Data:
○ ○ ○

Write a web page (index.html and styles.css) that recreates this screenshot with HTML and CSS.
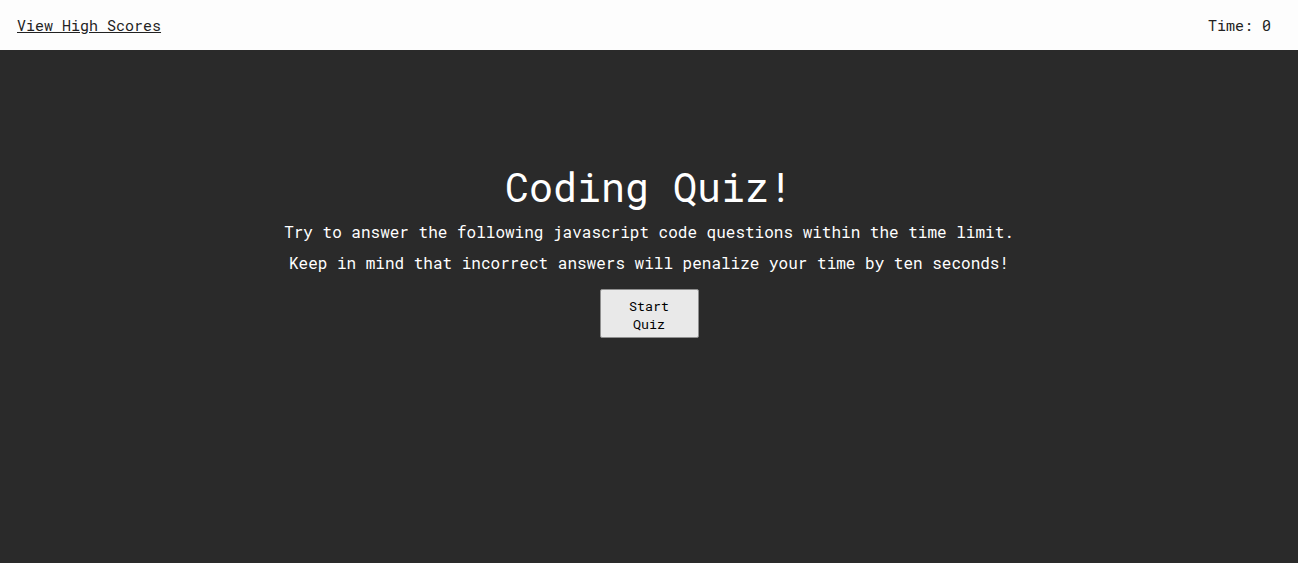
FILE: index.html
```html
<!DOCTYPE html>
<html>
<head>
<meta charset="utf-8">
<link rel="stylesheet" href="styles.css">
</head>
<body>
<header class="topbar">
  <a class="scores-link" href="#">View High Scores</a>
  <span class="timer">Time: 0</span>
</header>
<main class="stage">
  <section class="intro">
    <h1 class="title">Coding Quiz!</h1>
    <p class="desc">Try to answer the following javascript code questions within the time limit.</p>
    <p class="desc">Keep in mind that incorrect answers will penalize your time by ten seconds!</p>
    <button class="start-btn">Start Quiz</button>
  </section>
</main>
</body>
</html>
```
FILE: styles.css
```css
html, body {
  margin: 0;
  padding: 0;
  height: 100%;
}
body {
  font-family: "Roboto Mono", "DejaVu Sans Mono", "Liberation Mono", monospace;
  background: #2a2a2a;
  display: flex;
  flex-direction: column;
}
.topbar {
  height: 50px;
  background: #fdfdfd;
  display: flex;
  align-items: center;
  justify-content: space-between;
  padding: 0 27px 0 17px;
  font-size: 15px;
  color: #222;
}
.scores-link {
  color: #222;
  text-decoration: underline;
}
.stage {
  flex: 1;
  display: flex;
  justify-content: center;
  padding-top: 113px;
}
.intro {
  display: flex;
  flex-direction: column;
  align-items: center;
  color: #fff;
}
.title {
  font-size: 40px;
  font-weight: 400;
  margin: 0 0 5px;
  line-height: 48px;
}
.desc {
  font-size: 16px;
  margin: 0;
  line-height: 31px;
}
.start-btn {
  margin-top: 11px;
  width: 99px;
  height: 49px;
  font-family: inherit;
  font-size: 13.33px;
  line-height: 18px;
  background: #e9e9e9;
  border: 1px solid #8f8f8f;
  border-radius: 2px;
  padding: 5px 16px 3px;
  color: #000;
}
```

○ ○ ○

Goal: Output the data above without changes, apart from leaving out the pictures.

Expected output:
Write a web page (index.html and styles.css) that recreates this screenshot with HTML and CSS.
FILE: index.html
```html
<!DOCTYPE html>
<html>
<head>
<meta charset="utf-8">
<link rel="stylesheet" href="styles.css">
</head>
<body>
<header class="topbar">
  <a class="scores-link" href="#">View High Scores</a>
  <span class="timer">Time: 0</span>
</header>
<main class="stage">
  <section class="intro">
    <h1 class="title">Coding Quiz!</h1>
    <p class="desc">Try to answer the following javascript code questions within the time limit.</p>
    <p class="desc">Keep in mind that incorrect answers will penalize your time by ten seconds!</p>
    <button class="start-btn">Start Quiz</button>
  </section>
</main>
</body>
</html>
```
FILE: styles.css
```css
html, body {
  margin: 0;
  padding: 0;
  height: 100%;
}
body {
  font-family: "Roboto Mono", "DejaVu Sans Mono", "Liberation Mono", monospace;
  background: #2a2a2a;
  display: flex;
  flex-direction: column;
}
.topbar {
  height: 50px;
  background: #fdfdfd;
  display: flex;
  align-items: center;
  justify-content: space-between;
  padding: 0 27px 0 17px;
  font-size: 15px;
  color: #222;
}
.scores-link {
  color: #222;
  text-decoration: underline;
}
.stage {
  flex: 1;
  display: flex;
  justify-content: center;
  padding-top: 113px;
}
.intro {
  display: flex;
  flex-direction: column;
  align-items: center;
  color: #fff;
}
.title {
  font-size: 40px;
  font-weight: 400;
  margin: 0 0 5px;
  line-height: 48px;
}
.desc {
  font-size: 16px;
  margin: 0;
  line-height: 31px;
}
.start-btn {
  margin-top: 11px;
  width: 99px;
  height: 49px;
  font-family: inherit;
  font-size: 13.33px;
  line-height: 18px;
  background: #e9e9e9;
  border: 1px solid #8f8f8f;
  border-radius: 2px;
  padding: 5px 16px 3px;
  color: #000;
}
```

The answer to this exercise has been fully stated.